When compiling GENGA with the openGL real time visualization, go to the GengaGL directory.
(See :ref:`GengaGL`)

When GENGA is compiled for a newer compute capability then the GPU is able to run, then the following error message will appear by running GENGA:
`FGAlloc  error = 13 = invalid device symbol`.

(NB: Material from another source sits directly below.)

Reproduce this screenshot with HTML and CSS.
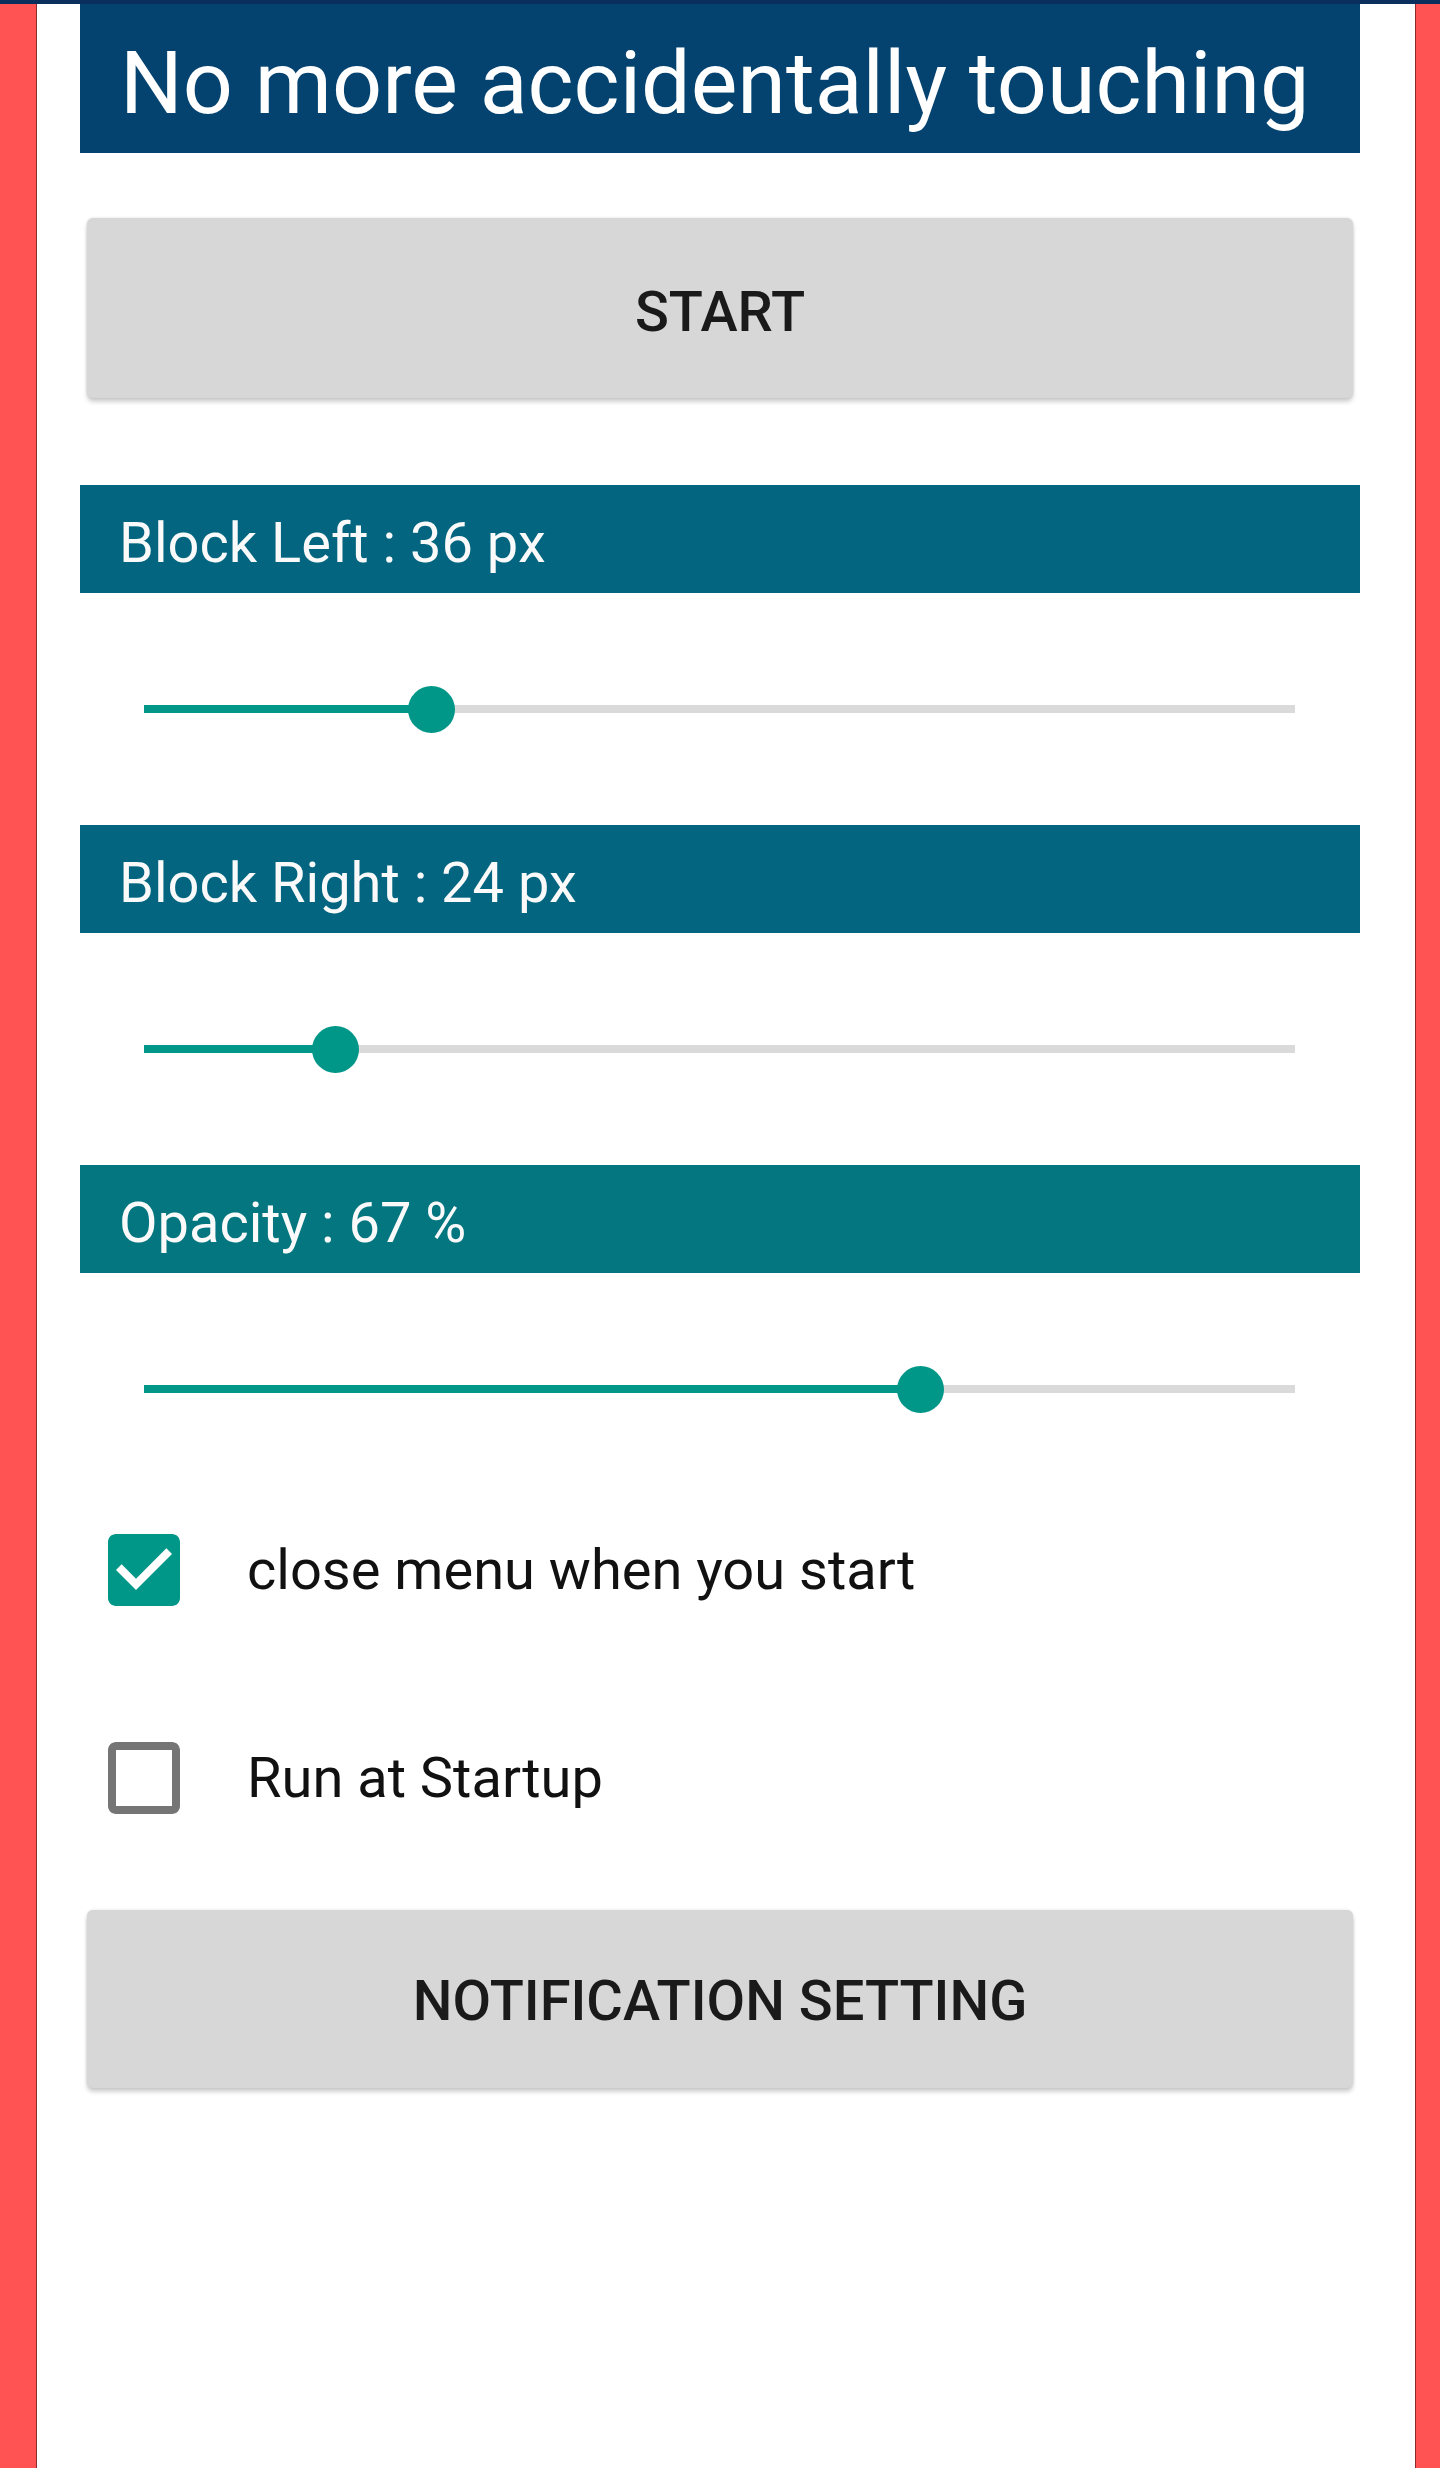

Compile GENGA with HIP for AMD GPUs
^^^^^^^^^^^^^^^^^^^^^^^^^^^^^^^^^^^
GENGA provides a tool to translate the source code from CUDA to HIP. The HIP version can run on AMD and on NVIDIA GPUs.
The translation tool is located in the HIP directory.

Run::

	python3 GengaHIP.py

to translate the code. GengaHIP will copy the translated source code to the HIP directory. 

Type::

	make

to compile GENGA with HIP. 


.. _gengaCPU:

Compile GENGA with OpenMP for multicore CPUs
^^^^^^^^^^^^^^^^^^^^^^^^^^^^^^^^^^^^^^^^^^^^
GENGA provides a tool to translate the source code from CUDA to an OpenMP CPU version.
The translation tool is located in the cpu directory.

Run::

	python3 port.py

to translate the code. This will copy the translated source code to the cpu directory. 

Type::

	make

to compile GENGA with OpenMP. 


On systems with hyperthreading enabled, it can be usefull to select the desired CPU cores to run on. This can be done by typing::

	export OMP_PLACES="{0,1,2,3, ...}"

to the terminal, before running the code, were the numbers indicate all the core id's that should be used.

Compile GENGA on Windows
^^^^^^^^^^^^^^^^^^^^^^^^
If using Cygwin on Windows, then GENGA can be compiled the same way as in Linux
with::

	make SM=xx. 


If using the Windows Command Prompt, type::

	nmake -f Makefile.win SM=xx.

Note, that the Windows C++ compiler ``cl``
must be installed, and the compiler path must be loaded in the command prompt. If
this is not the case, it can be loaded similar to this command::

	call "C:\Program Files (x86)\Microsoft Visual Studio\2019\Community\Common7\Tools\vsdevcmd.bat"

or::

	call "C:\Program Files (x86)\Microsoft Visual Studio\2019\Community\VC\Auxiliary\Build\vcvars64.bat"

, where the exact path and file name must eventually be changed.